I think it's because reading a book takes a lot of effort, and we want to get credit for it. Reading a big book takes considerably longer than anything else you might do for "fun". And then you can point to it and say, "look, this is what I know".

I have a bunch of computer books, a lot of them from college, that I'll probably never toss out even though I'm unlikely to ever re-read them. Meanwhile, I can do what a lot of people are doing and put them on display. "Look, I must be really clever, I have all these books!"

Frankly that's all they're good for after I'm done with them.

Beautiful code

August 16th, 2008

I don't remember who metioned this book or where they did it. I seem to remember it being mentioned by several people. But for one reason or another I decided to order it and I've eventually made my way through to it.

"Beautiful code" is a compilation of 30-something case studies, each chapter written by a different contributing author, describing code or systems they found beautiful. I suppose it is subjective how wide your definition of "beautiful code" is, but some authors describe architectures rather than code, which isn't quite what I'd expect. To me "code" is generally something that happens at the statement/function level, otherwise you call it "design" or "architecture".

The case studies are extremely diverse, you have everything from kernel code to high level systems. As I'm not a kernel hacker I have to say I didn't understand much of the chapter on Linux drivers, but then I get the feeling I'll never grok c types without a mentor or something, the Hungarian notation style variable naming tells me little about their meaning. There's a FreeBSD chapter on filesystem layering, and that's fairly straightforward, then there's a Solaris chapter on thread handling which is interesting, but the code unfortunately is less instructive to me than is the prose (the author's fascination with sewage is also mildly disturbing).

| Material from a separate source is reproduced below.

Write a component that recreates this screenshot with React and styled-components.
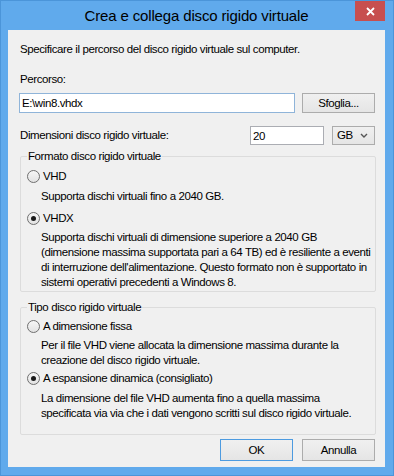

You'll find the code examples in a variety of languages, some familiar (c++, haskell, java, python, ruby), some not directly familiar but partly or mostly understandable (c, c#, javascript, perl, scheme), and some foreign (elisp, fortran, matlab, visual basic). There are two chapters showing implementations of python datastructures (in c) that I found quite interesting, one from the standard library (dictionaries), the other from NumPy (n-dimensional arrays).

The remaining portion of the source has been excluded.